Sky v SkyKick – where does a trade mark monopoly end?
Sky v SkyKick – where does a trade mark monopoly end?
Last week, the Court of Justice of the European Union (CJEU), which retains jurisdiction over the UK during the Brexit transition period, handed down its eagerly awaited judgment in Sky v SkyKick. The judgment provided clarification on a number of issues relating to the registration and validity of trademarks and has provided reassurance to brand owners maintaining broad ranging trademark protection.
An international system, known as the Nice Classification, is used by the UK and European Union Intellectual Property Offices to classify trademarks. Trademark applications must specify the most appropriate class or classes of goods and/or services. There are 45 classes - 34 goods and 11 services. Specifications for each class can contain a range of terms, often amounting to hundreds of words. For example, Apple Inc. has an EU trade mark for "AIRDROP" in classes 9 (including "headphones"), 38 (including "social networking services") and 42 (including "computer programming").
Brand owners often apply for trademarks in respect of goods and/or services they currently trade and those they intend to trade in the future. This leads to applicants seeking broad ranging trade mark protection covering ancillary markets.
Sky v SkyKick
In 2016, media and telecoms giant Sky Plc issued court proceedings against SkyKick, a US based software company providing cloud computing services for businesses, for passing off and infringement of five of its trademarks for "Sky" (the Sky trademarks).
The Sky trademarks are registered across 22 different classes and contain specifications containing thousands of words, including a vast range of broad terms such as "computer software" (class 9), "entertainment" (class 41) and "data storage" (class 9), as can be seen here. They also cover goods such as "insulation materials" (class 3) and "whips" (class 18), which do not appear commercially relevant to Sky's business.
SkyKick argued that it operated in a different market to Sky – the supply of business software, as opposed to entertainment services – and that Sky's monopoly over "Sky" was too broad, transcending multiple industries and including goods and/or services it never intended to use the Sky trademarks for. On that basis, SkyKick counterclaimed for a declaration that the Sky trademarks were wholly or partially invalid due to:
the specifications of goods and/or services being unclear or imprecise; and/or
Sky acting in bad faith because it never intended to use, or had any commercial interest in using, the Sky trademarks for certain goods and/or services they were registered for.
In 2018, the High Court in England and Wales dismissed Sky's passing off claim but referred questions on trademark validity law to the CJEU (full High Court judgment here). In short, the High Court concluded that if the Sky trademarks are valid (which would depend on the CJEU's judgment) then SkyKick has infringed them.

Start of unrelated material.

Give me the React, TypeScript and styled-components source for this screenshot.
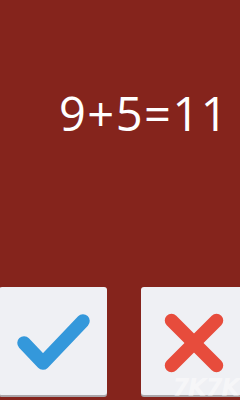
import React from "react"
import styled, { createGlobalStyle } from "styled-components"

const GlobalStyle = createGlobalStyle`
  html, body {
    margin: 0;
    padding: 0;
    background: #85241c;
    overflow: hidden;
  }
`

const Screen = styled.div`
  position: relative;
  width: 240px;
  height: 400px;
  background: #85241c;
  display: flex;
  flex-direction: column;
  overflow: hidden;
  font-family: "Open Sans", "Noto Sans", sans-serif;
`

const Equation = styled.div`
  margin-top: 90px;
  padding-left: 59px;
  font-size: 47px;
  line-height: 1;
  letter-spacing: 1.5px;
  color: #ffffff;
  white-space: nowrap;
`

const Answers = styled.div`
  margin-top: auto;
  margin-bottom: 5px;
  margin-left: -1px;
  display: flex;
  gap: 34px;
`

const AnswerButton = styled.button`
  flex-shrink: 0;
  width: 108px;
  height: 108px;
  padding: 0;
  border: none;
  border-radius: 3px;
  background: #eff0f4;
  box-shadow: 0 2px 0 #aaa6aa;
  display: block;
  cursor: pointer;

  svg {
    display: block;
  }
`

const Watermark = styled.div`
  position: absolute;
  right: 1px;
  bottom: 0;
  font-family: "DejaVu Sans", sans-serif;
  font-weight: bold;
  font-style: italic;
  font-size: 24px;
  line-height: 1;
  letter-spacing: -1px;
  color: rgba(255, 255, 255, 0.45);
`

export default function App() {
  return (
    <Screen>
      <GlobalStyle />
      <Equation>9+5=11</Equation>
      <Answers>
        <AnswerButton aria-label="correct">
          <svg width="108" height="108" viewBox="0 0 108 108">
            <polyline
              points="25,56 44,76 84,34"
              fill="none"
              stroke="#3498db"
              strokeWidth={13.5}
              strokeLinecap="round"
              strokeLinejoin="round"
            />
          </svg>
        </AnswerButton>
        <AnswerButton aria-label="wrong">
          <svg width="108" height="108" viewBox="0 0 108 108">
            <g stroke="#e74c3c" strokeWidth={13.5} strokeLinecap="round">
              <line x1="30.5" y1="33.5" x2="75.5" y2="78.5" />
              <line x1="75.5" y1="33.5" x2="30.5" y2="78.5" />
            </g>
          </svg>
        </AnswerButton>
      </Answers>
      <Watermark>7K7K</Watermark>
    </Screen>
  )
}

In 2019, AG Tanchev of the CJEU published his opinion (followed by the CJEU in the majority of cases) on the High Court's referral. It set out that trademarks for "computer software" or similarly broad terms are invalid due to being contrary to public policy, because they confer a "monopoly of immense breadth which cannot be justified by any legitimate commercial interest". The AG's opinion also set out that a lack of intention to use a mark for particular goods and/or services could constitute bad faith in some circumstances.
The AG's opinion was potentially a game changer as it indicated support for challenger brands and increased pressure on well established brands to reconsider broad trademark filing strategies.

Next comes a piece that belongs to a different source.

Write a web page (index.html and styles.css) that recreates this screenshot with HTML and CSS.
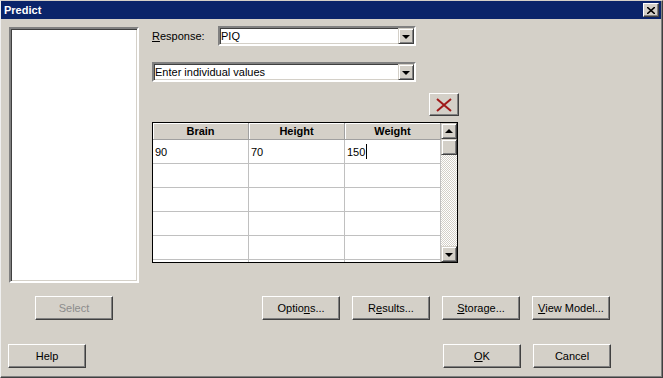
FILE: index.html
```html
<!DOCTYPE html>
<html lang="en">
<head>
    <meta charset="UTF-8">
    <title>Predict</title>
    <link rel="stylesheet" href="styles.css">
</head>
<body>
    <div class="dialog">
        <div class="titlebar">
            <span class="title">Predict</span>
            <button class="close-btn" aria-label="Close">
                <svg width="8" height="7" viewBox="0 0 8 7"><path d="M0 0 L8 7 M8 0 L0 7" stroke="#000" stroke-width="1.6"/></svg>
            </button>
        </div>

        <div class="content">
            <div class="left-col">
                <div class="listbox"></div>
                <button class="btn" disabled>Select</button>
            </div>

            <div class="right-col">
                <div class="response-row">
                    <label class="field-label"><u>R</u>esponse:</label>
                    <div class="combo combo-response">
                        <span class="combo-text">PIQ</span>
                        <span class="combo-arrow"><i class="tri-down"></i></span>
                    </div>
                </div>

                <div class="combo combo-method">
                    <span class="combo-text">Enter individual values</span>
                    <span class="combo-arrow"><i class="tri-down"></i></span>
                </div>

                <div class="grid-tools">
                    <button class="delete-btn" aria-label="Delete">
                        <svg width="16" height="14" viewBox="0 0 16 14"><path d="M1 1 L15 13 M15 1 L1 13" stroke="#a01818" stroke-width="2"/></svg>
                    </button>
                </div>

                <div class="datagrid">
                    <div class="grid-cells">
                        <div class="cell head">Brain</div>
                        <div class="cell head">Height</div>
                        <div class="cell head">Weight</div>

                        <div class="cell">90</div>
                        <div class="cell">70</div>
                        <div class="cell">150<span class="caret"></span></div>

                        <div class="cell"></div><div class="cell"></div><div class="cell"></div>
                        <div class="cell"></div><div class="cell"></div><div class="cell"></div>
                        <div class="cell"></div><div class="cell"></div><div class="cell"></div>
                        <div class="cell"></div><div class="cell"></div><div class="cell"></div>
                        <div class="cell"></div><div class="cell"></div><div class="cell"></div>
                    </div>
                    <div class="scrollbar">
                        <span class="sb-btn"><i class="tri-up"></i></span>
                        <span class="sb-thumb"></span>
                        <span class="sb-track"></span>
                        <span class="sb-btn"><i class="tri-down"></i></span>
                    </div>
                </div>

                <div class="action-row">
                    <button class="btn">Optio<u>n</u>s...</button>
                    <button class="btn">R<u>e</u>sults...</button>
                    <button class="btn"><u>S</u>torage...</button>
                    <button class="btn"><u>V</u>iew Model...</button>
                </div>
            </div>
        </div>

        <div class="footer">
            <button class="btn">Help</button>
            <div class="footer-right">
                <button class="btn"><u>O</u>K</button>
                <button class="btn">Cancel</button>
            </div>
        </div>
    </div>
</body>
</html>
```

FILE: styles.css
```css
body {
    margin: 0;
    padding: 0;
    font-family: 'Liberation Sans', Arial, sans-serif;
    font-size: 11px;
    color: #000;
    background-color: #d4d0c8;
}
.dialog {
    width: 663px;
    height: 378px;
    box-sizing: border-box;
    background-color: #d4d0c8;
    border-top: 1px solid #d4d0c8;
    border-left: 1px solid #f0f0f0;
    border-bottom: 1px solid #404040;
    border-right: 1px solid #404040;
    box-shadow: inset -1px -1px #808080;
}
.titlebar {
    height: 18px;
    background-color: #0a246a;
    display: flex;
    align-items: center;
    justify-content: space-between;
    padding: 0 2px 0 2px;
    margin-right: 1px;
}
.title {
    color: #ffffff;
    font-weight: bold;
    font-size: 11px;
    padding-left: 1px;
}
.close-btn {
    width: 16px;
    height: 14px;
    padding: 0;
    background-color: #d4d0c8;
    border: 1px solid;
    border-color: #ffffff #404040 #404040 #ffffff;
    box-shadow: inset -1px -1px #808080;
    display: flex;
    align-items: center;
    justify-content: center;
}
.content {
    display: flex;
    padding: 7px 0 0 8px;
}
.left-col {
    width: 130px;
    margin-top: 1px;
    display: flex;
    flex-direction: column;
    align-items: center;
}
.listbox {
    width: 130px;
    height: 256px;
    box-sizing: border-box;
    background-color: #ffffff;
    border: 2px solid;
    border-color: #808080 #ffffff #ffffff #808080;
    box-shadow: inset 1px 1px #404040, inset -1px -1px #d4d0c8;
}
.btn {
    width: 78px;
    height: 24px;
    box-sizing: border-box;
    padding: 0;
    font-family: inherit;
    font-size: 11px;
    color: #000;
    background-color: #d4d0c8;
    border: 1px solid;
    border-color: #ffffff #404040 #404040 #ffffff;
    box-shadow: inset -1px -1px #808080;
}
.btn:disabled {
    color: #8c8c8c;
}
.left-col .btn {
    margin-top: 13px;
}
.right-col {
    margin-left: 13px;
    display: flex;
    flex-direction: column;
}
.response-row {
    display: flex;
    align-items: center;
    height: 20px;
}
.field-label {
    width: 66px;
}
.combo {
    height: 20px;
    box-sizing: border-box;
    background-color: #ffffff;
    border: 2px solid;
    border-color: #808080 #ffffff #ffffff #808080;
    box-shadow: inset 1px 1px #404040, inset -1px -1px #d4d0c8;
    display: flex;
    align-items: center;
    justify-content: space-between;
    padding: 0 0 0 1px;
}
.combo-response {
    width: 198px;
}
.combo-method {
    width: 264px;
    margin-top: 16px;
}
.combo-arrow {
    width: 16px;
    height: 16px;
    box-sizing: border-box;
    background-color: #d4d0c8;
    border: 1px solid;
    border-color: #d4d0c8 #404040 #404040 #d4d0c8;
    box-shadow: inset 1px 1px #ffffff, inset -1px -1px #808080;
    display: flex;
    align-items: center;
    justify-content: center;
}
.tri-down, .tri-up {
    display: block;
    width: 0;
    height: 0;
    border-left: 4px solid transparent;
    border-right: 4px solid transparent;
}
.tri-down {
    border-top: 4px solid #000;
    margin-top: 1px;
}
.tri-up {
    border-bottom: 4px solid #000;
    margin-bottom: 1px;
}
.grid-tools {
    width: 307px;
    margin-top: 11px;
    display: flex;
    justify-content: flex-end;
}
.delete-btn {
    width: 30px;
    height: 23px;
    padding: 0;
    background-color: #d4d0c8;
    border: 1px solid;
    border-color: #ffffff #404040 #404040 #ffffff;
    box-shadow: inset -1px -1px #808080;
    display: flex;
    align-items: center;
    justify-content: center;
}
.datagrid {
    width: 306px;
    height: 141px;
    margin-top: 6px;
    box-sizing: border-box;
    border: 1px solid #000;
    display: flex;
    background-color: #ffffff;
}
.grid-cells {
    width: 288px;
    height: 139px;
    overflow: hidden;
    display: grid;
    grid-template-columns: repeat(3, 96px);
    grid-auto-rows: 24px;
    grid-template-rows: 17px;
    align-content: start;
}
.cell {
    box-sizing: border-box;
    border-right: 1px solid #c0c0c0;
    border-bottom: 1px solid #c0c0c0;
    padding: 0 2px;
    display: flex;
    align-items: center;
    color: #000000;
}
.cell.head {
    background-color: #d4d0c8;
    font-weight: bold;
    justify-content: center;
    border-right-color: #a0a0a0;
    border-bottom-color: #a0a0a0;
    box-shadow: inset 1px 1px #ffffff;
}
.caret {
    display: inline-block;
    width: 1px;
    height: 15px;
    background-color: #000;
    margin-left: 1px;
}
.scrollbar {
    width: 16px;
    display: flex;
    flex-direction: column;
}
.sb-btn, .sb-thumb {
    width: 16px;
    height: 16px;
    box-sizing: border-box;
    background-color: #d4d0c8;
    border: 1px solid;
    border-color: #d4d0c8 #404040 #404040 #d4d0c8;
    box-shadow: inset 1px 1px #ffffff, inset -1px -1px #808080;
    display: flex;
    align-items: center;
    justify-content: center;
}
.sb-track {
    flex: 1;
    background: repeating-conic-gradient(#ffffff 0 25%, #d4d0c8 0 50%) 0 0 / 2px 2px;
}
.action-row {
    display: flex;
    gap: 12px;
    margin-top: 33px;
    padding-left: 110px;
}
.footer {
    display: flex;
    justify-content: space-between;
    margin-top: 24px;
    padding: 0 51px 0 7px;
}
.footer-right {
    display: flex;
    gap: 12px;
}
```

Last week, the CJEU departed from the AG's opinion, ruling that a trademark cannot be declared invalid on the ground that specification terms lack clarity and precision. It also clarified that broad terms such as "computer software" were not so broad so as to be "contrary to public policy", noting that this concept of "public policy" focuses on the sign to be used in the course of trade (in this case "Sky") rather than the terms used in a trademark application itself.
Additionally, the CJEU ruled that a trademark may be invalidated due to bad faith where an applicant applies for a mark and specifies particular goods and/or services "not with the aim of engaging fairly in competition but with the intention of…[dishonestly] undermining…the interests of third parties, or with the intention of obtaining…an exclusive right for purposes other than those falling within the functions of a trade mark". Such a finding of bad faith would only invalidate a trade mark partially - for those particular goods and/or services only.

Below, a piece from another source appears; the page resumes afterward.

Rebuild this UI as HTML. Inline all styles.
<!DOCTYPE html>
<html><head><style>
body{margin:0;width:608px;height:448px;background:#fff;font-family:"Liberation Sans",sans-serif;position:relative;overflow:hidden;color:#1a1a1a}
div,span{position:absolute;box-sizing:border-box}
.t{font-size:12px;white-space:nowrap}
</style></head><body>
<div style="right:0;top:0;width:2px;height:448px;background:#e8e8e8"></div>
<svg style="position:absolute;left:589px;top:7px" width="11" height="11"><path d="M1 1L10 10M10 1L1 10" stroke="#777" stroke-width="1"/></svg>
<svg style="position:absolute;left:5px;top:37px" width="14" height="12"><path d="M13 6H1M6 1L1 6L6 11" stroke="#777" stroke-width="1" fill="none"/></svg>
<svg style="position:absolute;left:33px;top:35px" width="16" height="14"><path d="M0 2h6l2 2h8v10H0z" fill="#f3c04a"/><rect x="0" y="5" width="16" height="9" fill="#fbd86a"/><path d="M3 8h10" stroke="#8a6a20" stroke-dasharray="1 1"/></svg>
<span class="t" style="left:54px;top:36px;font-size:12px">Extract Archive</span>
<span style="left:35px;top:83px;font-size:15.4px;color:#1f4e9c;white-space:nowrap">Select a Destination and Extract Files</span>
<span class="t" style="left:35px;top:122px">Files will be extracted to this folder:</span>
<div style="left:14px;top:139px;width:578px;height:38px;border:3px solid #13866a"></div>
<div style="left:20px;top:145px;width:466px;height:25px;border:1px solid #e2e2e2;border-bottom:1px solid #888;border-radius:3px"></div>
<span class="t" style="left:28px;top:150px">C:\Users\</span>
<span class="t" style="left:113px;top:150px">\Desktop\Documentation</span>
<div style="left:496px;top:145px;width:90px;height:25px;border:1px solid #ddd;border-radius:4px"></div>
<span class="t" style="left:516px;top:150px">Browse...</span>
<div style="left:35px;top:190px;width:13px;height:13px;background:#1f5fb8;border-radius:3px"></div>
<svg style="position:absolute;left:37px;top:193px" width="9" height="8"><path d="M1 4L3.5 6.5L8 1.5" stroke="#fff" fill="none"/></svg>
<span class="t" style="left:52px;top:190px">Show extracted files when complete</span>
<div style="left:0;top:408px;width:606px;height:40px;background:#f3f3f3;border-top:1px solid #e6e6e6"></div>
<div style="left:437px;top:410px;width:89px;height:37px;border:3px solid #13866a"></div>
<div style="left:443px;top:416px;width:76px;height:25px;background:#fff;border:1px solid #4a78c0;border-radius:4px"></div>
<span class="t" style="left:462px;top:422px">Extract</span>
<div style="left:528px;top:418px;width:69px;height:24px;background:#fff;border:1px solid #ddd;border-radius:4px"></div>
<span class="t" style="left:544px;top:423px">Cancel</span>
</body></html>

It was widely anticipated that this CJEU judgment would have a profound impact on brand owners, limiting the range of protection provided by trademarks and requiring brand owners to rethink filing strategies. However, the impact of the decision is more refined and generally it allows brand owners to maintain broad-ranging trademark protection.
Whilst a lack of intention to use an EU trademark for a particular class of goods and/or services is, on its own, insufficient to constitute bad faith, brand owners could face challenges in respect of trademarks covering a very broad range of goods and/or services unless there is a demonstrable commercial strategy.
The High Court in England & Wales will now apply the CJEU judgment to the facts of Sky v SkyKick - absent any Brexit-related UK legislation freeing it of this obligation. That too will be an interesting development, as it is still open to the court to make a finding that the Sky trademarks are wholly or partially invalid on grounds of bad faith.